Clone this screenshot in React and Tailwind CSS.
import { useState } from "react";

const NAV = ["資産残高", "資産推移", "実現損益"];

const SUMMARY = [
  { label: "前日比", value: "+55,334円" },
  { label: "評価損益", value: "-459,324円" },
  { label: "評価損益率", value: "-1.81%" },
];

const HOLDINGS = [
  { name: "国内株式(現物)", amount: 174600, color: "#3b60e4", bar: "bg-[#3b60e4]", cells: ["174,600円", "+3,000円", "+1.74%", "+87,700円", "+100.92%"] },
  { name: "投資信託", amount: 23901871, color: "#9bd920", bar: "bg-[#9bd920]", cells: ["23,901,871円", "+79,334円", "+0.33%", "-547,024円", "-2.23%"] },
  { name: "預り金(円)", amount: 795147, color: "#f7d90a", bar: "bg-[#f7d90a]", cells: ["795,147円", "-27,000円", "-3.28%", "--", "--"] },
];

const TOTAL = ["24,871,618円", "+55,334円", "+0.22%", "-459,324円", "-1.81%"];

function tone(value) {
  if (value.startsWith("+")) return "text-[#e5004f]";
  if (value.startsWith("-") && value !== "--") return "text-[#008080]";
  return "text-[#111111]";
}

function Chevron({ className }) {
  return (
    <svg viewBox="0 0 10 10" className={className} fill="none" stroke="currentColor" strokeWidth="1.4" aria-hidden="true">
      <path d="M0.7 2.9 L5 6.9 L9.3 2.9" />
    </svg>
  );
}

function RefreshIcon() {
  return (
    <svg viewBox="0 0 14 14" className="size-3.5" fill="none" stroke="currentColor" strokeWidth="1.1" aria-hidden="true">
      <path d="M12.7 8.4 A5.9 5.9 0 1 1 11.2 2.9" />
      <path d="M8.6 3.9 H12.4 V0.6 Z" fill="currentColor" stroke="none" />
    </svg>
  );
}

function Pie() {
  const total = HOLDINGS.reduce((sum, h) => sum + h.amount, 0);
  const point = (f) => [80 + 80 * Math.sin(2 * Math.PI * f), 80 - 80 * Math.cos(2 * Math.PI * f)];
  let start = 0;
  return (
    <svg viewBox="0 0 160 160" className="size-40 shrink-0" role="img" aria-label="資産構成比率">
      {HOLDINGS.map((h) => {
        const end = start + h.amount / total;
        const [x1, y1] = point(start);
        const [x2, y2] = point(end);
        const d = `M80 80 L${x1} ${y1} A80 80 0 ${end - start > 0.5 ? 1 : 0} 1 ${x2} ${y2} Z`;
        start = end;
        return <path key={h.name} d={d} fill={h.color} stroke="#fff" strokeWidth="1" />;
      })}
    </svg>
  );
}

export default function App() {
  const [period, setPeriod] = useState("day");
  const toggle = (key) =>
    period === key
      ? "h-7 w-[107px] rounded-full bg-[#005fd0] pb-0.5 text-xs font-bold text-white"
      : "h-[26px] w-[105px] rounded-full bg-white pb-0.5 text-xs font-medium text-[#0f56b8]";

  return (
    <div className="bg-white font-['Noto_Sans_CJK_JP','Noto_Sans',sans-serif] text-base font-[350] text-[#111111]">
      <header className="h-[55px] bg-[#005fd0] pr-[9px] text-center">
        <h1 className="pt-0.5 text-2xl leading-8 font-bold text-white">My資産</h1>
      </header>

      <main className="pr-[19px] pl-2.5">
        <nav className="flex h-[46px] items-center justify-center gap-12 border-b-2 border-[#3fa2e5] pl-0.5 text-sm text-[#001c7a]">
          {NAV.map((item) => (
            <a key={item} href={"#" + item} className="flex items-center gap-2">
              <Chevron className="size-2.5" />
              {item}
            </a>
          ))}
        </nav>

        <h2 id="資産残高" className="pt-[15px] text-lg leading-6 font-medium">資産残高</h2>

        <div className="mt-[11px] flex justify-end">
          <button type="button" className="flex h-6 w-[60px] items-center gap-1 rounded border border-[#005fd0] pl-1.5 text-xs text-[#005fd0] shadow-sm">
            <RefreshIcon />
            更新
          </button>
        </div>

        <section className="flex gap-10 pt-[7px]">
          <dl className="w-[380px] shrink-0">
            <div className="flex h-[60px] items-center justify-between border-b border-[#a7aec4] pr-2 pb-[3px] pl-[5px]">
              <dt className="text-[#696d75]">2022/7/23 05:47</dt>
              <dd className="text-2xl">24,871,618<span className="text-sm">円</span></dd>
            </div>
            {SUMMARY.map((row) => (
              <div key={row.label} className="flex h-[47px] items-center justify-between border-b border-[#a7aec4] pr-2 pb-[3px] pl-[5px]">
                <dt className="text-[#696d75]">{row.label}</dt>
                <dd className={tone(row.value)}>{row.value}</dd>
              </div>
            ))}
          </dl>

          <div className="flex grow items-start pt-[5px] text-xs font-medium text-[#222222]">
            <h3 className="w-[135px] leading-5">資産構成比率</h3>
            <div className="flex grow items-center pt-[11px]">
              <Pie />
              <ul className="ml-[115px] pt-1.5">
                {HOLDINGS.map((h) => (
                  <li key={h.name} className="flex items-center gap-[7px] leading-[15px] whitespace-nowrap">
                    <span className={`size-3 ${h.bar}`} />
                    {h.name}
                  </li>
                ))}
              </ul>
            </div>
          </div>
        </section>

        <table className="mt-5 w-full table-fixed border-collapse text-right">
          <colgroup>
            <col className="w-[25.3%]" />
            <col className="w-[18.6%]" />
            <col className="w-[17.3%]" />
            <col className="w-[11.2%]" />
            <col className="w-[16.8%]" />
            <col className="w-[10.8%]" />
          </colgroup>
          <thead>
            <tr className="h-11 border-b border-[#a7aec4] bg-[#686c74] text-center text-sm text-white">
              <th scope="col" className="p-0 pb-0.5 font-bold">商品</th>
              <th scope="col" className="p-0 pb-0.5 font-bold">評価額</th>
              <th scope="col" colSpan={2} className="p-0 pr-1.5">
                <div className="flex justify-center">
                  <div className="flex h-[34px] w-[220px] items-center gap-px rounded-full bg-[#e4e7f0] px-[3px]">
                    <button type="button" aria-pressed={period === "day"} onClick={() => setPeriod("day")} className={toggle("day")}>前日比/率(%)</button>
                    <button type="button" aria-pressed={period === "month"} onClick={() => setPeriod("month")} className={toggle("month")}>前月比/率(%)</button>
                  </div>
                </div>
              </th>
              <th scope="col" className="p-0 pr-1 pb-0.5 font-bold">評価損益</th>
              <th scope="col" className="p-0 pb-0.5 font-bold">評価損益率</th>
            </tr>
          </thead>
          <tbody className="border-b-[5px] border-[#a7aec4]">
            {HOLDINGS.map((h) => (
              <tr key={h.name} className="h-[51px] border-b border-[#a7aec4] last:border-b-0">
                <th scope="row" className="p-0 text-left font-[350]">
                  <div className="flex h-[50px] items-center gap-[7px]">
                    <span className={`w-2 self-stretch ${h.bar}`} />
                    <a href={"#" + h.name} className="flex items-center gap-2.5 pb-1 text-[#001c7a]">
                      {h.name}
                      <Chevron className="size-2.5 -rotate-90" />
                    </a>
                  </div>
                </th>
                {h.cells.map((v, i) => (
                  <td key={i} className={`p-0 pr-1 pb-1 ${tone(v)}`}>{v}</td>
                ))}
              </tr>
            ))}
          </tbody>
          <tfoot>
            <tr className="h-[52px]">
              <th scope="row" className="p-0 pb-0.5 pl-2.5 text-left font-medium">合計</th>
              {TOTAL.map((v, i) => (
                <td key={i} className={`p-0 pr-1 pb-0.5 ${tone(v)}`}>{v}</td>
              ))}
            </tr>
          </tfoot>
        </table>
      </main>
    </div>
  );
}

+ + +

Problem to work on
Reproduce each line verbatim.

Result
Clone this screenshot in React and Tailwind CSS.
import { useState } from "react";

const NAV = ["資産残高", "資産推移", "実現損益"];

const SUMMARY = [
  { label: "前日比", value: "+55,334円" },
  { label: "評価損益", value: "-459,324円" },
  { label: "評価損益率", value: "-1.81%" },
];

const HOLDINGS = [
  { name: "国内株式(現物)", amount: 174600, color: "#3b60e4", bar: "bg-[#3b60e4]", cells: ["174,600円", "+3,000円", "+1.74%", "+87,700円", "+100.92%"] },
  { name: "投資信託", amount: 23901871, color: "#9bd920", bar: "bg-[#9bd920]", cells: ["23,901,871円", "+79,334円", "+0.33%", "-547,024円", "-2.23%"] },
  { name: "預り金(円)", amount: 795147, color: "#f7d90a", bar: "bg-[#f7d90a]", cells: ["795,147円", "-27,000円", "-3.28%", "--", "--"] },
];

const TOTAL = ["24,871,618円", "+55,334円", "+0.22%", "-459,324円", "-1.81%"];

function tone(value) {
  if (value.startsWith("+")) return "text-[#e5004f]";
  if (value.startsWith("-") && value !== "--") return "text-[#008080]";
  return "text-[#111111]";
}

function Chevron({ className }) {
  return (
    <svg viewBox="0 0 10 10" className={className} fill="none" stroke="currentColor" strokeWidth="1.4" aria-hidden="true">
      <path d="M0.7 2.9 L5 6.9 L9.3 2.9" />
    </svg>
  );
}

function RefreshIcon() {
  return (
    <svg viewBox="0 0 14 14" className="size-3.5" fill="none" stroke="currentColor" strokeWidth="1.1" aria-hidden="true">
      <path d="M12.7 8.4 A5.9 5.9 0 1 1 11.2 2.9" />
      <path d="M8.6 3.9 H12.4 V0.6 Z" fill="currentColor" stroke="none" />
    </svg>
  );
}

function Pie() {
  const total = HOLDINGS.reduce((sum, h) => sum + h.amount, 0);
  const point = (f) => [80 + 80 * Math.sin(2 * Math.PI * f), 80 - 80 * Math.cos(2 * Math.PI * f)];
  let start = 0;
  return (
    <svg viewBox="0 0 160 160" className="size-40 shrink-0" role="img" aria-label="資産構成比率">
      {HOLDINGS.map((h) => {
        const end = start + h.amount / total;
        const [x1, y1] = point(start);
        const [x2, y2] = point(end);
        const d = `M80 80 L${x1} ${y1} A80 80 0 ${end - start > 0.5 ? 1 : 0} 1 ${x2} ${y2} Z`;
        start = end;
        return <path key={h.name} d={d} fill={h.color} stroke="#fff" strokeWidth="1" />;
      })}
    </svg>
  );
}

export default function App() {
  const [period, setPeriod] = useState("day");
  const toggle = (key) =>
    period === key
      ? "h-7 w-[107px] rounded-full bg-[#005fd0] pb-0.5 text-xs font-bold text-white"
      : "h-[26px] w-[105px] rounded-full bg-white pb-0.5 text-xs font-medium text-[#0f56b8]";

  return (
    <div className="bg-white font-['Noto_Sans_CJK_JP','Noto_Sans',sans-serif] text-base font-[350] text-[#111111]">
      <header className="h-[55px] bg-[#005fd0] pr-[9px] text-center">
        <h1 className="pt-0.5 text-2xl leading-8 font-bold text-white">My資産</h1>
      </header>

      <main className="pr-[19px] pl-2.5">
        <nav className="flex h-[46px] items-center justify-center gap-12 border-b-2 border-[#3fa2e5] pl-0.5 text-sm text-[#001c7a]">
          {NAV.map((item) => (
            <a key={item} href={"#" + item} className="flex items-center gap-2">
              <Chevron className="size-2.5" />
              {item}
            </a>
          ))}
        </nav>

        <h2 id="資産残高" className="pt-[15px] text-lg leading-6 font-medium">資産残高</h2>

        <div className="mt-[11px] flex justify-end">
          <button type="button" className="flex h-6 w-[60px] items-center gap-1 rounded border border-[#005fd0] pl-1.5 text-xs text-[#005fd0] shadow-sm">
            <RefreshIcon />
            更新
          </button>
        </div>

        <section className="flex gap-10 pt-[7px]">
          <dl className="w-[380px] shrink-0">
            <div className="flex h-[60px] items-center justify-between border-b border-[#a7aec4] pr-2 pb-[3px] pl-[5px]">
              <dt className="text-[#696d75]">2022/7/23 05:47</dt>
              <dd className="text-2xl">24,871,618<span className="text-sm">円</span></dd>
            </div>
            {SUMMARY.map((row) => (
              <div key={row.label} className="flex h-[47px] items-center justify-between border-b border-[#a7aec4] pr-2 pb-[3px] pl-[5px]">
                <dt className="text-[#696d75]">{row.label}</dt>
                <dd className={tone(row.value)}>{row.value}</dd>
              </div>
            ))}
          </dl>

          <div className="flex grow items-start pt-[5px] text-xs font-medium text-[#222222]">
            <h3 className="w-[135px] leading-5">資産構成比率</h3>
            <div className="flex grow items-center pt-[11px]">
              <Pie />
              <ul className="ml-[115px] pt-1.5">
                {HOLDINGS.map((h) => (
                  <li key={h.name} className="flex items-center gap-[7px] leading-[15px] whitespace-nowrap">
                    <span className={`size-3 ${h.bar}`} />
                    {h.name}
                  </li>
                ))}
              </ul>
            </div>
          </div>
        </section>

        <table className="mt-5 w-full table-fixed border-collapse text-right">
          <colgroup>
            <col className="w-[25.3%]" />
            <col className="w-[18.6%]" />
            <col className="w-[17.3%]" />
            <col className="w-[11.2%]" />
            <col className="w-[16.8%]" />
            <col className="w-[10.8%]" />
          </colgroup>
          <thead>
            <tr className="h-11 border-b border-[#a7aec4] bg-[#686c74] text-center text-sm text-white">
              <th scope="col" className="p-0 pb-0.5 font-bold">商品</th>
              <th scope="col" className="p-0 pb-0.5 font-bold">評価額</th>
              <th scope="col" colSpan={2} className="p-0 pr-1.5">
                <div className="flex justify-center">
                  <div className="flex h-[34px] w-[220px] items-center gap-px rounded-full bg-[#e4e7f0] px-[3px]">
                    <button type="button" aria-pressed={period === "day"} onClick={() => setPeriod("day")} className={toggle("day")}>前日比/率(%)</button>
                    <button type="button" aria-pressed={period === "month"} onClick={() => setPeriod("month")} className={toggle("month")}>前月比/率(%)</button>
                  </div>
                </div>
              </th>
              <th scope="col" className="p-0 pr-1 pb-0.5 font-bold">評価損益</th>
              <th scope="col" className="p-0 pb-0.5 font-bold">評価損益率</th>
            </tr>
          </thead>
          <tbody className="border-b-[5px] border-[#a7aec4]">
            {HOLDINGS.map((h) => (
              <tr key={h.name} className="h-[51px] border-b border-[#a7aec4] last:border-b-0">
                <th scope="row" className="p-0 text-left font-[350]">
                  <div className="flex h-[50px] items-center gap-[7px]">
                    <span className={`w-2 self-stretch ${h.bar}`} />
                    <a href={"#" + h.name} className="flex items-center gap-2.5 pb-1 text-[#001c7a]">
                      {h.name}
                      <Chevron className="size-2.5 -rotate-90" />
                    </a>
                  </div>
                </th>
                {h.cells.map((v, i) => (
                  <td key={i} className={`p-0 pr-1 pb-1 ${tone(v)}`}>{v}</td>
                ))}
              </tr>
            ))}
          </tbody>
          <tfoot>
            <tr className="h-[52px]">
              <th scope="row" className="p-0 pb-0.5 pl-2.5 text-left font-medium">合計</th>
              {TOTAL.map((v, i) => (
                <td key={i} className={`p-0 pr-1 pb-0.5 ${tone(v)}`}>{v}</td>
              ))}
            </tr>
          </tfoot>
        </table>
      </main>
    </div>
  );
}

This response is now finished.